Data block
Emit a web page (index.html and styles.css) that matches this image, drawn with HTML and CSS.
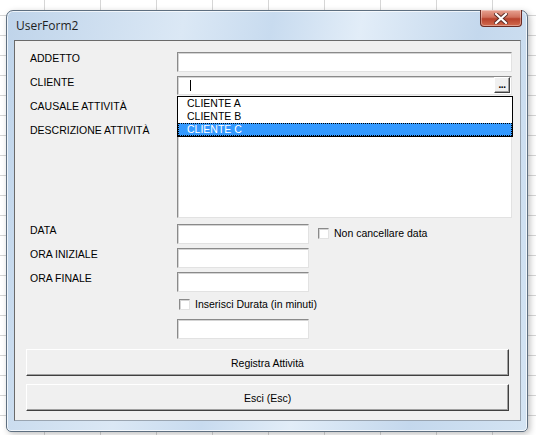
FILE: index.html
```html
<!DOCTYPE html>
<html lang="it">
<head>
  <meta charset="UTF-8" />
  <title>UserForm2</title>
  <link rel="stylesheet" href="styles.css">
</head>
<body>
  <div class="window">
    <div class="titlebar">
      <span class="title">UserForm2</span>
      <button class="close-btn" title="Chiudi">
        <svg width="14" height="11" viewBox="0 0 14 11">
          <path d="M2 1 L12 10 M12 1 L2 10" stroke="#5a2a24" stroke-width="4" stroke-linecap="square"/>
          <path d="M2 1 L12 10 M12 1 L2 10" stroke="#ffffff" stroke-width="2.2" stroke-linecap="square"/>
        </svg>
      </button>
    </div>

    <div class="client">
      <div class="row">
        <label>ADDETTO</label>
        <input type="text" class="field">
      </div>

      <div class="row">
        <label>CLIENTE</label>
        <div class="combo">
          <span class="caret"></span>
          <button class="dots">...</button>
          <ul class="dropdown">
            <li>CLIENTE A</li>
            <li>CLIENTE B</li>
            <li class="selected">CLIENTE C</li>
          </ul>
        </div>
      </div>

      <div class="row">
        <label>CAUSALE ATTIVITÀ</label>
        <input type="text" class="field">
      </div>

      <div class="row">
        <label>DESCRIZIONE ATTIVITÀ</label>
        <textarea class="field memo"></textarea>
      </div>

      <div class="row gap-lg">
        <label>DATA</label>
        <div class="inline">
          <input type="text" class="field short">
          <label class="check"><span class="box"></span>Non cancellare data</label>
        </div>
      </div>

      <div class="row">
        <label>ORA INIZIALE</label>
        <input type="text" class="field short">
      </div>

      <div class="row tight">
        <label>ORA FINALE</label>
        <input type="text" class="field short">
      </div>

      <div class="row check-row">
        <span></span>
        <label class="check"><span class="box"></span>Inserisci Durata (in minuti)</label>
      </div>

      <div class="row">
        <span></span>
        <input type="text" class="field short">
      </div>

      <button class="cmd first">Registra Attività</button>
      <button class="cmd">Esci (Esc)</button>
    </div>
  </div>
</body>
</html>
```

FILE: styles.css
```css
body {
  margin: 0;
  padding: 10px 0 0 6px;
  height: 435px;
  box-sizing: border-box;
  overflow: hidden;
  font-family: "Liberation Sans", Arial, sans-serif;
  font-size: 10.5px;
  line-height: 12px;
  color: #000;
  background-color: #fff;
  /* spreadsheet grid behind the dialog */
  background-image:
    repeating-linear-gradient(90deg, transparent 0 44px, #d6d6d6 44px 45px, transparent 45px 56px),
    repeating-linear-gradient(0deg, transparent 0 19px, #d6d6d6 19px 20px);
}

.window {
  width: 522px;
  box-sizing: border-box;
  border: 1px solid #5e6f80;
  border-radius: 7px 7px 5px 5px;
  background: linear-gradient(100deg, #bfd4ea 0%, #dbe8f5 30%, #c8dbef 45%, #e2edf8 60%, #c4d8ed 80%, #d4e4f3 100%);
  box-shadow: inset 0 0 0 1px rgba(255, 255, 255, 0.7), 2px 2px 6px rgba(0, 0, 0, 0.25);
  padding: 0 6px 10px 7px;
}

.titlebar {
  height: 29px;
  display: flex;
  align-items: flex-start;
  justify-content: space-between;
}

.title {
  font-family: "Open Sans", "Noto Sans", sans-serif;
  font-size: 12px;
  line-height: 16px;
  margin: 7px 0 0 2px;
  color: #1e1e1e;
}

.close-btn {
  width: 42px;
  height: 17px;
  margin: -1px -1px 0 0;
  padding: 0;
  border: 1px solid #6b2a22;
  border-top: none;
  border-radius: 0 0 4px 4px;
  background: linear-gradient(180deg, #e8a393 0%, #d0705c 45%, #b8422c 55%, #d26b4f 100%);
  box-shadow: inset 0 0 0 1px rgba(255, 255, 255, 0.35);
  display: flex;
  align-items: center;
  justify-content: center;
}

.client {
  background: #f0f0f0;
  border: 1px solid #6a6a6a;
  border-right-color: #9aa5b1;
  border-bottom-color: #9aa5b1;
  padding: 11px 0 9px 0;
  display: flex;
  flex-direction: column;
}

.row {
  display: grid;
  grid-template-columns: 147px 335px;
  margin: 0 0 4px 15px;
  align-items: start;
}

.row.gap-lg {
  margin-top: 2px;
}

.row.tight {
  margin-bottom: 6px;
}

.row.check-row {
  margin-bottom: 9px;
}

.field {
  display: block;
  box-sizing: border-box;
  width: 335px;
  height: 20px;
  margin: 0;
  background: #fff;
  border: 1px solid #e2e2e2;
  border-top-color: #8a8a8a;
  border-left-color: #8a8a8a;
  box-shadow: inset 1px 1px 0 #d4d4d4;
  font: inherit;
  resize: none;
}

.field.memo {
  height: 94px;
}

.field.short {
  width: 132px;
}

.combo {
  position: relative;
  height: 19px;
  box-sizing: border-box;
  margin-bottom: 1px;
  background: #fff;
  border: 1px solid #e2e2e2;
  border-top-color: #8a8a8a;
  border-left-color: #8a8a8a;
  box-shadow: inset 1px 1px 0 #d4d4d4;
}

.caret {
  position: absolute;
  left: 12px;
  top: 3px;
  width: 1px;
  height: 11px;
  background: #000;
}

.dots {
  position: absolute;
  right: 1px;
  top: 0;
  width: 16px;
  height: 16px;
  padding: 0 0 3px;
  box-sizing: border-box;
  background: #f0f0f0;
  border: 1px solid #404040;
  border-top-color: #fff;
  border-left-color: #fff;
  box-shadow: inset -1px -1px 0 #a0a0a0;
  font: bold 10px "Liberation Sans", Arial, sans-serif;
  line-height: 8px;
  display: flex;
  align-items: flex-end;
  justify-content: center;
  letter-spacing: -0.5px;
}

/* open list of the CLIENTE combo, drawn over the fields below */
.dropdown {
  position: absolute;
  left: -1px;
  top: 19px;
  width: 336px;
  box-sizing: border-box;
  margin: 0;
  padding: 0;
  list-style: none;
  background: #fff;
  border: 1px solid #000;
  z-index: 2;
}

.dropdown li {
  height: 13px;
  line-height: 13px;
  padding-left: 9px;
}

.dropdown li.selected {
  background: #3399ff;
  color: #fff;
  outline: 1px dotted #000;
  outline-offset: -1px;
}

.inline {
  display: flex;
  align-items: center;
  gap: 9px;
}

.inline .check {
  margin-top: -2px;
}

.check {
  display: flex;
  align-items: center;
  gap: 5px;
  white-space: nowrap;
}

.row > .check {
  margin-left: 2px;
}

.box {
  width: 9px;
  height: 9px;
  background: #fff;
  border: 1px solid #8a8a8a;
  border-right-color: #e2e2e2;
  border-bottom-color: #e2e2e2;
  box-shadow: inset 1px 1px 0 #d4d4d4;
}

.cmd {
  margin: 0 11px 0 11px;
  height: 27px;
  background: #f0f0f0;
  border: 1px solid #404040;
  border-top-color: #fff;
  border-left-color: #fff;
  box-shadow: inset -1px -1px 0 #a0a0a0;
  font: inherit;
  color: #000;
}

.cmd.first {
  margin-top: 6px;
  margin-bottom: 8px;
}
```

The exercise
Reproduce all of the data exactly; the pictures do not belong in the copy.

Answer
Emit a web page (index.html and styles.css) that matches this image, drawn with HTML and CSS.
FILE: index.html
```html
<!DOCTYPE html>
<html lang="it">
<head>
  <meta charset="UTF-8" />
  <title>UserForm2</title>
  <link rel="stylesheet" href="styles.css">
</head>
<body>
  <div class="window">
    <div class="titlebar">
      <span class="title">UserForm2</span>
      <button class="close-btn" title="Chiudi">
        <svg width="14" height="11" viewBox="0 0 14 11">
          <path d="M2 1 L12 10 M12 1 L2 10" stroke="#5a2a24" stroke-width="4" stroke-linecap="square"/>
          <path d="M2 1 L12 10 M12 1 L2 10" stroke="#ffffff" stroke-width="2.2" stroke-linecap="square"/>
        </svg>
      </button>
    </div>

    <div class="client">
      <div class="row">
        <label>ADDETTO</label>
        <input type="text" class="field">
      </div>

      <div class="row">
        <label>CLIENTE</label>
        <div class="combo">
          <span class="caret"></span>
          <button class="dots">...</button>
          <ul class="dropdown">
            <li>CLIENTE A</li>
            <li>CLIENTE B</li>
            <li class="selected">CLIENTE C</li>
          </ul>
        </div>
      </div>

      <div class="row">
        <label>CAUSALE ATTIVITÀ</label>
        <input type="text" class="field">
      </div>

      <div class="row">
        <label>DESCRIZIONE ATTIVITÀ</label>
        <textarea class="field memo"></textarea>
      </div>

      <div class="row gap-lg">
        <label>DATA</label>
        <div class="inline">
          <input type="text" class="field short">
          <label class="check"><span class="box"></span>Non cancellare data</label>
        </div>
      </div>

      <div class="row">
        <label>ORA INIZIALE</label>
        <input type="text" class="field short">
      </div>

      <div class="row tight">
        <label>ORA FINALE</label>
        <input type="text" class="field short">
      </div>

      <div class="row check-row">
        <span></span>
        <label class="check"><span class="box"></span>Inserisci Durata (in minuti)</label>
      </div>

      <div class="row">
        <span></span>
        <input type="text" class="field short">
      </div>

      <button class="cmd first">Registra Attività</button>
      <button class="cmd">Esci (Esc)</button>
    </div>
  </div>
</body>
</html>
```

FILE: styles.css
```css
body {
  margin: 0;
  padding: 10px 0 0 6px;
  height: 435px;
  box-sizing: border-box;
  overflow: hidden;
  font-family: "Liberation Sans", Arial, sans-serif;
  font-size: 10.5px;
  line-height: 12px;
  color: #000;
  background-color: #fff;
  /* spreadsheet grid behind the dialog */
  background-image:
    repeating-linear-gradient(90deg, transparent 0 44px, #d6d6d6 44px 45px, transparent 45px 56px),
    repeating-linear-gradient(0deg, transparent 0 19px, #d6d6d6 19px 20px);
}

.window {
  width: 522px;
  box-sizing: border-box;
  border: 1px solid #5e6f80;
  border-radius: 7px 7px 5px 5px;
  background: linear-gradient(100deg, #bfd4ea 0%, #dbe8f5 30%, #c8dbef 45%, #e2edf8 60%, #c4d8ed 80%, #d4e4f3 100%);
  box-shadow: inset 0 0 0 1px rgba(255, 255, 255, 0.7), 2px 2px 6px rgba(0, 0, 0, 0.25);
  padding: 0 6px 10px 7px;
}

.titlebar {
  height: 29px;
  display: flex;
  align-items: flex-start;
  justify-content: space-between;
}

.title {
  font-family: "Open Sans", "Noto Sans", sans-serif;
  font-size: 12px;
  line-height: 16px;
  margin: 7px 0 0 2px;
  color: #1e1e1e;
}

.close-btn {
  width: 42px;
  height: 17px;
  margin: -1px -1px 0 0;
  padding: 0;
  border: 1px solid #6b2a22;
  border-top: none;
  border-radius: 0 0 4px 4px;
  background: linear-gradient(180deg, #e8a393 0%, #d0705c 45%, #b8422c 55%, #d26b4f 100%);
  box-shadow: inset 0 0 0 1px rgba(255, 255, 255, 0.35);
  display: flex;
  align-items: center;
  justify-content: center;
}

.client {
  background: #f0f0f0;
  border: 1px solid #6a6a6a;
  border-right-color: #9aa5b1;
  border-bottom-color: #9aa5b1;
  padding: 11px 0 9px 0;
  display: flex;
  flex-direction: column;
}

.row {
  display: grid;
  grid-template-columns: 147px 335px;
  margin: 0 0 4px 15px;
  align-items: start;
}

.row.gap-lg {
  margin-top: 2px;
}

.row.tight {
  margin-bottom: 6px;
}

.row.check-row {
  margin-bottom: 9px;
}

.field {
  display: block;
  box-sizing: border-box;
  width: 335px;
  height: 20px;
  margin: 0;
  background: #fff;
  border: 1px solid #e2e2e2;
  border-top-color: #8a8a8a;
  border-left-color: #8a8a8a;
  box-shadow: inset 1px 1px 0 #d4d4d4;
  font: inherit;
  resize: none;
}

.field.memo {
  height: 94px;
}

.field.short {
  width: 132px;
}

.combo {
  position: relative;
  height: 19px;
  box-sizing: border-box;
  margin-bottom: 1px;
  background: #fff;
  border: 1px solid #e2e2e2;
  border-top-color: #8a8a8a;
  border-left-color: #8a8a8a;
  box-shadow: inset 1px 1px 0 #d4d4d4;
}

.caret {
  position: absolute;
  left: 12px;
  top: 3px;
  width: 1px;
  height: 11px;
  background: #000;
}

.dots {
  position: absolute;
  right: 1px;
  top: 0;
  width: 16px;
  height: 16px;
  padding: 0 0 3px;
  box-sizing: border-box;
  background: #f0f0f0;
  border: 1px solid #404040;
  border-top-color: #fff;
  border-left-color: #fff;
  box-shadow: inset -1px -1px 0 #a0a0a0;
  font: bold 10px "Liberation Sans", Arial, sans-serif;
  line-height: 8px;
  display: flex;
  align-items: flex-end;
  justify-content: center;
  letter-spacing: -0.5px;
}

/* open list of the CLIENTE combo, drawn over the fields below */
.dropdown {
  position: absolute;
  left: -1px;
  top: 19px;
  width: 336px;
  box-sizing: border-box;
  margin: 0;
  padding: 0;
  list-style: none;
  background: #fff;
  border: 1px solid #000;
  z-index: 2;
}

.dropdown li {
  height: 13px;
  line-height: 13px;
  padding-left: 9px;
}

.dropdown li.selected {
  background: #3399ff;
  color: #fff;
  outline: 1px dotted #000;
  outline-offset: -1px;
}

.inline {
  display: flex;
  align-items: center;
  gap: 9px;
}

.inline .check {
  margin-top: -2px;
}

.check {
  display: flex;
  align-items: center;
  gap: 5px;
  white-space: nowrap;
}

.row > .check {
  margin-left: 2px;
}

.box {
  width: 9px;
  height: 9px;
  background: #fff;
  border: 1px solid #8a8a8a;
  border-right-color: #e2e2e2;
  border-bottom-color: #e2e2e2;
  box-shadow: inset 1px 1px 0 #d4d4d4;
}

.cmd {
  margin: 0 11px 0 11px;
  height: 27px;
  background: #f0f0f0;
  border: 1px solid #404040;
  border-top-color: #fff;
  border-left-color: #fff;
  box-shadow: inset -1px -1px 0 #a0a0a0;
  font: inherit;
  color: #000;
}

.cmd.first {
  margin-top: 6px;
  margin-bottom: 8px;
}
```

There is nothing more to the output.